Pretty much everything in there still works, if I type it in and compile it with the current Visual C/C++ toolchain. I might need to get rid of a few MOVEABLE and DISCARDABLE tags here and there, I suppose.
Idk, and I'm not saying it's not a good question, but it's irrelevant to the comparison in OP's comment.
which on one hand, good -- fuck microsoft and the monolith; on the other hand we get react start menus when we have to use microsoft.
What's the issue?
Other apps are successful despite being slow and bloated, since performance isn’t a primary concern of users. In contrast it’s critical for OS internals like the start menu, so a javascript runtime and framework is just the wrong tool for the job.
React only makes sense as a layer on top of the browser DOM, because the DOM itself cannot be fixed without rewriting it from scratch, so making it usable for non-trivial UI needs to happen in the 'framework layer'.

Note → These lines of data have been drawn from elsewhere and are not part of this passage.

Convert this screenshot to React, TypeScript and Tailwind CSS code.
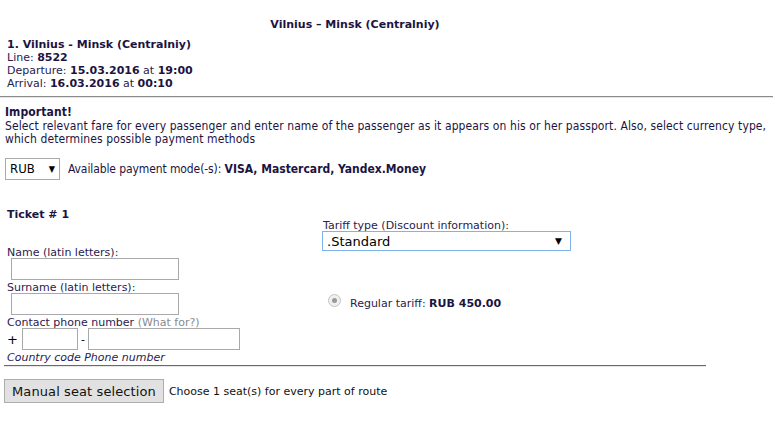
export default function App() {
    const label = 'text-[#2a2150]'
    const strong = 'font-bold text-[#1c1442]'
    return (
        <div className="w-[773px] h-[429px] bg-white font-['Verdana','DejaVu_Sans',sans-serif] text-[11px] leading-[13px] text-[#2a2150] overflow-hidden">
            <div className="w-[710px] pt-[18px] text-center font-bold text-[#1c1442]">
                Vilnius – Minsk (Centralniy)
            </div>

            <div className="pl-[7px] pt-[7px]">
                <div className={strong}>1. Vilnius - Minsk (Centralniy)</div>
                <div>
                    Line: <span className={strong}>8522</span>
                </div>
                <div>
                    Departure: <span className={strong}>15.03.2016</span> at{' '}
                    <span className={strong}>19:00</span>
                </div>
                <div>
                    Arrival: <span className={strong}>16.03.2016</span> at{' '}
                    <span className={strong}>00:10</span>
                </div>
            </div>

            <div className="mt-[6px] border-t border-b border-t-[#8a8a8a] border-b-[#e6e6e6]" />

            <div className="pl-[5px] pt-[7px] font-['DejaVu_Sans_Condensed','DejaVu_Sans',sans-serif] text-[12px] leading-[14px] tracking-[0.1px] text-[#1c1442]">
                <div className="font-bold">Important!</div>
                <div className="mt-[1px] leading-[13px]">
                    Select relevant fare for every passenger and enter name of the passenger as it appears on his or her passport. Also, select currency type,
                    <br />
                    which determines possible payment methods
                </div>
                <div className="mt-[12px] flex items-center">
                    <div className="w-[55px] h-[22px] border border-[#a9a9a9] bg-white flex items-center justify-between px-[4px] text-[13px] tracking-normal text-black">
                        <span>RUB</span>
                        <span className="text-[9px]">▼</span>
                    </div>
                    <span className="ml-[8px] tracking-[-0.1px]">
                        Available payment mode(-s):{' '}
                        <span className="font-bold tracking-[0px]">VISA, Mastercard, Yandex.Money</span>
                    </span>
                </div>
            </div>

            <div className="pl-[7px] pt-[28px]">
                <div className={strong}>Ticket # 1</div>
            </div>

            <div className="flex">
                <div className="w-[315px] pl-[7px] pt-[25px]">
                    <div className={label}>Name (latin letters):</div>
                    <div className="mt-[-1px] ml-[4px] w-[168px] h-[22px] border border-[#a9a9a9]" />
                    <div className="mt-[1px]">Surname (latin letters):</div>
                    <div className="mt-[-1px] ml-[4px] w-[168px] h-[22px] border border-[#a9a9a9]" />
                    <div className="mt-[1px]">
                        Contact phone number <span className="text-[#8a8a8a]">(What for?)</span>
                    </div>
                    <div className="flex items-center mt-[-1px] h-[22px]">
                        <span className="text-[13px] text-black">+</span>
                        <div className="ml-[4px] w-[56px] h-[22px] border border-[#a9a9a9]" />
                        <span className="ml-[3px] text-black">-</span>
                        <div className="ml-[3px] w-[152px] h-[22px] border border-[#a9a9a9]" />
                    </div>
                    <div className="mt-[1px] italic">Country code Phone number</div>
                </div>
                <div className="pl-[8px]">
                    <div className="mt-[-2px]">Tariff type (Discount information):</div>
                    <div className="mt-[-1px] ml-[-1px] w-[249px] h-[20px] border border-[#7eb4ea] flex items-center justify-between pl-[4px] pr-[8px] text-[13px] text-black">
                        <span>.Standard</span>
                        <span className="text-[9px]">▼</span>
                    </div>
                    <div className="mt-[39px] ml-[5px] flex items-center">
                        <span className="w-[13px] h-[13px] rounded-full border border-[#c4c4c4] bg-[#f0f0f0] flex items-center justify-center">
                            <span className="w-[5px] h-[5px] rounded-full bg-[#9a9a9a]" />
                        </span>
                        <span className="ml-[9px] mt-[7px]">
                            Regular tariff: <span className={strong}>RUB 450.00</span>
                        </span>
                    </div>
                </div>
            </div>

            <div className="ml-[4px] w-[702px] mt-[1px] border-t border-b border-t-[#6a6a6a] border-b-[#e6e6e6]" />

            <div className="flex items-center pl-[4px] pt-[12px]">
                <button className="h-[24px] px-[7px] border border-[#adadad] bg-[#e1e1e1] text-[13px] text-[#111] tracking-[0.1px] font-['Verdana','DejaVu_Sans',sans-serif]">
                    Manual seat selection
                </button>
                <span className="ml-[5px] text-[#111]">Choose 1 seat(s) for every part of route</span>
            </div>
        </div>
    )
}
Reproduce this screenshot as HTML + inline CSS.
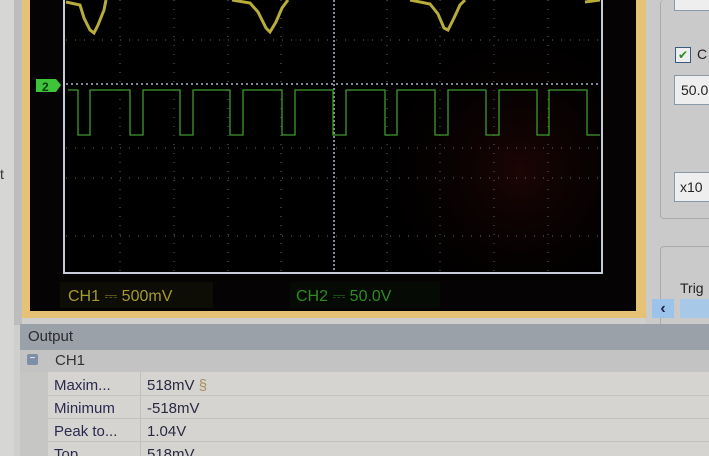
<!DOCTYPE html>
<html><head><style>
html,body{margin:0;width:709px;height:456px;overflow:hidden}
body{background:#cfcfcd;font-family:"Liberation Sans",sans-serif;position:relative}
.a{position:absolute}
</style></head><body>
<div class="a" style="left:0;top:0;width:14px;height:456px;background:#d6d6d4"></div>
<div class="a" style="left:14px;top:0;width:8px;height:325px;background:#bdbdbd"></div>
<div class="a" style="left:0;top:166px;font-size:14px;color:#333">t</div>
<div class="a" style="left:22px;top:0;width:624px;height:318px;background:#e6c277"></div>
<div class="a" style="left:30px;top:0;width:606px;height:311px;background:#050303"></div>
<svg class="a" style="left:0;top:0" width="709" height="320">
<defs><radialGradient id="g" cx="520" cy="170" r="160" gradientUnits="userSpaceOnUse"><stop offset="0" stop-color="#1c0505"/><stop offset="1" stop-color="#000" stop-opacity="0"/></radialGradient></defs>
<rect x="64" y="-2" width="538" height="275" fill="#000" stroke="#c8ccd8" stroke-width="2"/>
<rect x="340" y="0" width="260" height="272" fill="url(#g)"/>
<g stroke="#555" stroke-width="1.2" stroke-dasharray="1 8">
<line x1="66" y1="40" x2="600" y2="40"/><line x1="66" y1="148" x2="600" y2="148"/><line x1="66" y1="178" x2="600" y2="178"/><line x1="66" y1="236" x2="600" y2="236"/>
<line x1="120" y1="0" x2="120" y2="272"/><line x1="174" y1="0" x2="174" y2="272"/><line x1="228" y1="0" x2="228" y2="272"/><line x1="281" y1="0" x2="281" y2="272"/><line x1="387" y1="0" x2="387" y2="272"/><line x1="440" y1="0" x2="440" y2="272"/><line x1="494" y1="0" x2="494" y2="272"/><line x1="548" y1="0" x2="548" y2="272"/>
</g>
<line x1="334" y1="0" x2="334" y2="272" stroke="#aab4cc" stroke-width="1.5" stroke-dasharray="2 2"/>
<line x1="66" y1="84" x2="600" y2="84" stroke="#aab4cc" stroke-width="1.5" stroke-dasharray="2 3"/>
<path d="M68 90H78V135H90V90H130V135H143V90H180V135H193V90H230V135H243V90H282V135H295V90H333V135H346V90H385V135H397V90H435V135H448V90H486V135H499V90H537V135H549V90H587V135H600" fill="none" stroke="#3c9a2c" stroke-width="1.3"/>
<g fill="none" stroke="#b8ad3a" stroke-width="3">
<path d="M66 2L80 5L84 18L90 30L94 33L98 25L104 10L106 0"/>
<path d="M232 0L250 3L258 12L266 28L270 32L276 22L282 8L288 0"/>
<path d="M410 0L430 4L438 14L444 28L448 30L454 18L460 5L465 0"/>
<path d="M585 2L600 0"/>
</g>
<path d="M36 79H56L61 85L56 92H36Z" fill="#3ec43a"/>
<text x="42" y="91" font-size="12" font-weight="bold" fill="#0a3a0a" font-family="Liberation Sans">2</text>
<rect x="60" y="282" width="153" height="26" fill="#0e0d05"/>
<rect x="290" y="282" width="150" height="26" fill="#050a04"/>
<text x="68" y="301" font-size="16" fill="#a69a2c" font-family="Liberation Sans">CH1 ⎓   500mV</text>
<text x="296" y="301" font-size="16" fill="#2f8a22" font-family="Liberation Sans">CH2 ⎓   50.0V</text>
</svg>
<div class="a" style="left:646px;top:0;width:63px;height:325px;background:#cacaca"></div>
<div class="a" style="left:660px;top:0;width:60px;height:218px;border:1px solid #aaa;border-radius:4px;border-top:none"></div>
<div class="a" style="left:660px;top:246px;width:60px;height:80px;border:1px solid #aaa;border-radius:4px"></div>
<div class="a" style="left:674px;top:-2px;width:40px;height:11px;background:#eee;border:1px solid #8899aa"></div>
<div class="a" style="left:675px;top:47px;width:14px;height:14px;background:#eee;border:1px solid #3a5a80;color:#2a8a2a;font-size:12px;line-height:14px;text-align:center">✔</div>
<div class="a" style="left:697px;top:46px;font-size:14px;color:#222">C</div>
<div class="a" style="left:674px;top:75px;width:40px;height:28px;background:#eee;border:1px solid #8899aa;font-size:14px;line-height:28px;padding-left:6px;color:#222">50.0</div>
<div class="a" style="left:674px;top:172px;width:40px;height:28px;background:#eee;border:1px solid #8899aa;font-size:14px;line-height:28px;padding-left:5px;color:#222">x10</div>
<div class="a" style="left:680px;top:280px;font-size:14px;color:#222">Trig</div>
<div class="a" style="left:652px;top:299px;width:22px;height:19px;background:#9cc4ea;color:#224;font-size:16px;font-weight:bold;text-align:center;line-height:19px">‹</div>
<div class="a" style="left:680px;top:299px;width:30px;height:19px;background:#a8c8e8"></div>
<div class="a" style="left:20px;top:324px;width:689px;height:26px;background:#9aa1a8;font-size:15px;color:#2a2a30;line-height:26px;padding-left:8px;box-sizing:border-box">Output</div>
<div class="a" style="left:20px;top:350px;width:689px;height:22px;background:#c3c3c3"></div>
<div class="a" style="left:27px;top:354px;width:11px;height:11px;background:#7e8ea6;border-radius:2px;color:#fff;font-size:10px;line-height:10px;text-align:center">−</div>
<div class="a" style="left:55px;top:352px;font-size:15px;color:#333">CH1</div>
<div class="a" style="left:20px;top:372px;width:28px;height:84px;background:#c6c6c4"></div>
<div class="a" style="left:48px;top:372px;width:661px;height:84px;background:#d5d4d0"></div>
<div class="a" style="left:140px;top:372px;width:1px;height:84px;background:#bfbfbb"></div>
<div class="a" style="left:48px;top:395px;width:661px;height:1px;background:#c2c2be"></div>
<div class="a" style="left:48px;top:418px;width:661px;height:1px;background:#c2c2be"></div>
<div class="a" style="left:48px;top:441px;width:661px;height:1px;background:#c2c2be"></div>
<div class="a" style="left:54px;top:374px;font-size:15px;color:#2a2a50;line-height:23px">Maxim...<br>Minimum<br>Peak to...<br>Top</div>
<div class="a" style="left:147px;top:374px;font-size:15px;color:#2a2a40;line-height:23px">518mV <span style="color:#a89060">§</span><br>-518mV<br>1.04V<br>518mV</div>
</body></html>
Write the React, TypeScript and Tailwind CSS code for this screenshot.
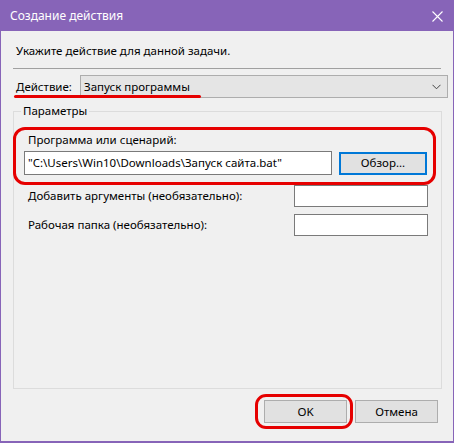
export default function App() {
  return (
    <div
      className="w-[454px] h-[443px] flex flex-col bg-[#f0f0f0] text-[11.5px] text-black overflow-hidden"
      style={{ fontFamily: "'Noto Sans', 'Open Sans', sans-serif" }}
    >
      {/* Title bar */}
      <div className="h-[31px] shrink-0 bg-[#8764b8] flex items-center justify-between pl-[10px] pr-[11px]">
        <span className="text-white text-[12px] leading-[16px]">Создание действия</span>
        <svg width="11" height="11" viewBox="0 0 11 11" className="mt-[1px]">
          <path d="M0.5 0.5 L10.5 10.5 M10.5 0.5 L0.5 10.5" stroke="#fff" strokeWidth="1.1" />
        </svg>
      </div>

      {/* Body */}
      <div className="flex-1 flex flex-col border-x border-b-2 border-[#8764b8] pl-[12px] relative">
        <div className="ml-[3px] mt-[12px] h-[16px] leading-[16px]">Укажите действие для данной задачи.</div>

        <div className="mt-[9px] w-[428px] h-px bg-[#a0a0a0]" />

        {/* Action row */}
        <div className="mt-[6px] flex items-center h-[23px]">
          <span className="ml-[3px] w-[64px] leading-[16px]">Действие:</span>
          <div className="w-[368px] h-[23px] border border-[#adadad] bg-[#e5e5e5] flex items-center justify-between pl-[3px] pr-[6px]">
            <span className="leading-[16px]">Запуск программы</span>
            <svg width="9" height="6" viewBox="0 0 9 6">
              <path d="M0.5 0.8 L4.5 4.8 L8.5 0.8" stroke="#444" strokeWidth="1" fill="none" />
            </svg>
          </div>
        </div>
        <div className="absolute left-[13px] top-[64px] w-[187px] h-[3px] rounded-full bg-[#e60000]" />

        {/* Group box */}
        <div className="relative mt-[13px] w-[429px] h-[278px] border border-[#dcdcdc] flex flex-col">
          <span className="absolute -top-[9px] left-[7px] px-[2px] bg-[#f0f0f0] leading-[16px]">Параметры</span>

          <div className="-ml-px mt-[15px] w-[423px] h-[58px] border-[3px] border-[#e60000] rounded-[12px] pl-[8px] pt-[2px] flex flex-col">
            <span className="ml-[4px] leading-[16px]">Программа или сценарий:</span>
            <div className="mt-[3px] flex items-center gap-[7px]">
              <div className="w-[308px] h-[24px] border border-[#7a7a7a] bg-white flex items-center pl-[3px] leading-[16px] whitespace-nowrap">
                "C:\Users\Win10\Downloads\Запуск сайта.bat"
              </div>
              <button className="w-[88px] h-[23px] border-2 border-[#0078d7] bg-[#e1e1e1] flex items-center justify-center leading-[16px]">
                Обзор...
              </button>
            </div>
          </div>

          <div className="flex items-center justify-between pl-[14px] pr-[13px]">
            <span className="leading-[16px]">Добавить аргументы (необязательно):</span>
            <div className="w-[134px] h-[22px] border border-[#7a7a7a] bg-white" />
          </div>
          <div className="mt-[7px] flex items-center justify-between pl-[14px] pr-[13px]">
            <span className="leading-[16px]">Рабочая папка (необязательно):</span>
            <div className="w-[134px] h-[22px] border border-[#7a7a7a] bg-white" />
          </div>
        </div>

        {/* Buttons */}
        <div className="mt-[11px] flex justify-end gap-[8px] pr-[15px]">
          <div className="relative">
            <button className="w-[83px] h-[23px] border border-[#adadad] bg-[#e1e1e1] leading-[16px]">OK</button>
            <div className="absolute -left-[9px] -top-[6px] w-[98px] h-[35px] border-[3px] border-[#e60000] rounded-[11px]" />
          </div>
          <button className="w-[83px] h-[23px] border border-[#adadad] bg-[#e1e1e1] leading-[16px]">Отмена</button>
        </div>
      </div>
    </div>
  );
}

But without the DOM as the thing that needs fixing and the restrictions of the single-threaded browser-event-loop, the React programming model simply doesn't make a lot of sense. Using the "React-paradigm" outside the browser (e.g. SwiftUI, React Native) is pure cargo-culting, it only makes sense for onboarding web-devs who are already familar with React - but makes it harder to create UIs for anybody else.
The actual problem in the context of Win11 is of course that Microsoft doesn't have any sort of longterm strategy for Windows system APIs (not just UI frameworks). The only long-term-stable API is Win32.